We say this because God made us in the divine image and likeness.  Our human nature was created with a capacity for receiving God’s Word.  In the words of the nativity stories, we are able to hear the divine Word made flesh.  We can not only “hear” this Word, but also allow it into our hearts, to obey it, and to be transformed by it.  It has affected all of human history.  It can change us as well.

Our assertions about Jesus Christ are the heart of our faith.  Faith does not mean simply that we believe that God did something on our behalf.  No, it also means that God is at work in our lives.  God is speaking to us, at every moment, a divine Word.  It means that we too must accept God’s Word, just as Jesus did.  It means that we understand our own lives as created in God’s image and destined for union with God.

Ultimately, Christian faith invites us to become partners with God by strengthening the divine image and likeness in ourselves.  Women are in a unique position to understand this partnership.  Many of you have dedicated yourselves to the caring professions, strengthening the institutions of business, healthcare, education, and service.  Many of you have invested your lives in family members and spouses, nurturing the relationships that sustain our lives with one another.  And many of you are mothers.  Like Mary, you have given yourselves to bringing new life into the world, recreating humanity in God’s image and likeness, pouring yourself out so that a new generation can assume the responsibilities of adult life.  In all of these ways, women are the partners of God, opening themselves to God’s Word, so that they can re-echo that Word in the world.
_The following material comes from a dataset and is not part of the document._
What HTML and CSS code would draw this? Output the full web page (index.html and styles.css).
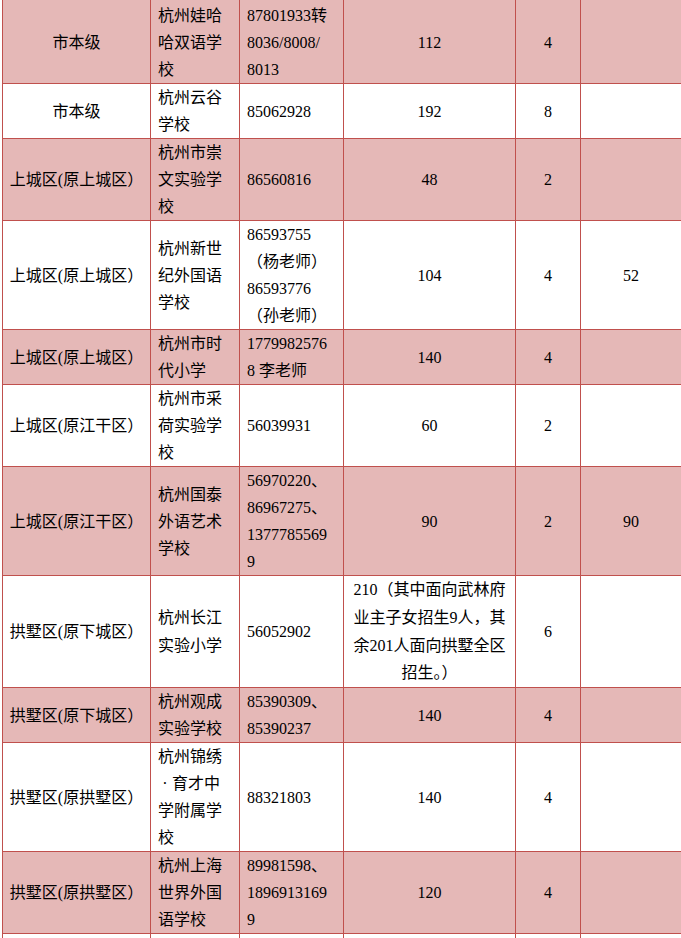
FILE: index.html
```html
<!DOCTYPE html>
<html lang="zh-CN">
<head>
<meta charset="utf-8">
<title>招生表</title>
<link rel="stylesheet" href="styles.css">
</head>
<body>
<table class="grid">
  <colgroup>
    <col class="c-area"><col class="c-name"><col class="c-tel"><col class="c-num"><col class="c-cls"><col class="c-ext">
  </colgroup>
  <tbody>
    <tr class="alt lead">
      <td class="ctr">市本级</td>
      <td>杭州娃哈<br>哈双语学<br>校</td>
      <td>87801933转<br>8036/8008/<br>8013</td>
      <td class="ctr">112</td>
      <td class="ctr">4</td>
      <td></td>
    </tr>
    <tr>
      <td class="ctr">市本级</td>
      <td>杭州云谷<br>学校</td>
      <td>85062928</td>
      <td class="ctr">192</td>
      <td class="ctr">8</td>
      <td></td>
    </tr>
    <tr class="alt">
      <td class="ctr">上城区(原上城区）</td>
      <td>杭州市崇<br>文实验学<br>校</td>
      <td>86560816</td>
      <td class="ctr">48</td>
      <td class="ctr">2</td>
      <td></td>
    </tr>
    <tr>
      <td class="ctr">上城区(原上城区）</td>
      <td>杭州新世<br>纪外国语<br>学校</td>
      <td>86593755<br>（杨老师）<br>86593776<br>（孙老师）</td>
      <td class="ctr">104</td>
      <td class="ctr">4</td>
      <td class="ctr">52</td>
    </tr>
    <tr class="alt">
      <td class="ctr">上城区(原上城区）</td>
      <td>杭州市时<br>代小学</td>
      <td>1779982576<br>8 李老师</td>
      <td class="ctr">140</td>
      <td class="ctr">4</td>
      <td></td>
    </tr>
    <tr>
      <td class="ctr">上城区(原江干区）</td>
      <td>杭州市采<br>荷实验学<br>校</td>
      <td>56039931</td>
      <td class="ctr">60</td>
      <td class="ctr">2</td>
      <td></td>
    </tr>
    <tr class="alt">
      <td class="ctr">上城区(原江干区）</td>
      <td>杭州国泰<br>外语艺术<br>学校</td>
      <td>56970220、<br>86967275、<br>1377785569<br>9</td>
      <td class="ctr">90</td>
      <td class="ctr">2</td>
      <td class="ctr">90</td>
    </tr>
    <tr class="tall">
      <td class="ctr">拱墅区(原下城区）</td>
      <td>杭州长江<br>实验小学</td>
      <td>56052902</td>
      <td class="ctr">210（其中面向武林府<br>业主子女招生9人，其<br>余201人面向拱墅全区<br>招生。）</td>
      <td class="ctr">6</td>
      <td></td>
    </tr>
    <tr class="alt">
      <td class="ctr">拱墅区(原下城区）</td>
      <td>杭州观成<br>实验学校</td>
      <td>85390309、<br>85390237</td>
      <td class="ctr">140</td>
      <td class="ctr">4</td>
      <td></td>
    </tr>
    <tr>
      <td class="ctr">拱墅区(原拱墅区）</td>
      <td>杭州锦绣<br><span class="dot">·</span>育才中<br>学附属学<br>校</td>
      <td>88321803</td>
      <td class="ctr">140</td>
      <td class="ctr">4</td>
      <td></td>
    </tr>
    <tr class="alt">
      <td class="ctr">拱墅区(原拱墅区）</td>
      <td>杭州上海<br>世界外国<br>语学校</td>
      <td>89981598、<br>1896913169<br>9</td>
      <td class="ctr">120</td>
      <td class="ctr">4</td>
      <td></td>
    </tr>
    <tr>
      <td class="ctr">&nbsp;</td>
      <td>&nbsp;</td>
      <td>&nbsp;</td>
      <td class="ctr">&nbsp;</td>
      <td class="ctr">&nbsp;</td>
      <td></td>
    </tr>
  </tbody>
</table>
</body>
</html>
```
FILE: styles.css
```css
html, body {
  margin: 0;
  padding: 0;
  background: #ffffff;
}

body {
  overflow: hidden;
}

.grid {
  border-collapse: collapse;
  table-layout: fixed;
  width: 679px;
  margin: -1px 0 0 2px;
  font-family: "Liberation Serif", "Noto Sans CJK SC", serif;
  font-size: 16px;
  line-height: 27px;
  color: #000000;
}

.c-area { width: 148px; }
.c-name { width: 89px; }
.c-tel  { width: 104px; }
.c-num  { width: 172px; }
.c-cls  { width: 65px; }
.c-ext  { width: 101px; }

.grid td {
  border: 1px solid #c0504d;
  padding: 0 7px;
  vertical-align: middle;
  text-align: left;
  white-space: nowrap;
  overflow: hidden;
}

.grid td.ctr {
  text-align: center;
  padding: 0 2px;
}

.grid tr.alt td {
  background: #e5b8b7;
}

.grid tr.lead td {
  padding-top: 2px;
}

.grid tr.tall td {
  line-height: 27.75px;
}

.dot {
  display: inline-block;
  width: 14px;
  text-align: center;
}
```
Our human capacity for hearing God’s Word and making it our own is unique.  This feast of our Lord’s incarnation is the feast of God’s Word made flesh in each one of us.  That is what we celebrate at Christmas.  The shepherds heard the angelic message: “Glory to God in the highest and on earth peace to those on whom his favor rests.”  They brought this message to Mary and Joseph, with the infant lying in the manger.   “Mary kept all these things, reflecting on them in her heart.”  So should we, because that is the way God made us – capable of reflecting in our hearts on the message of the gospel.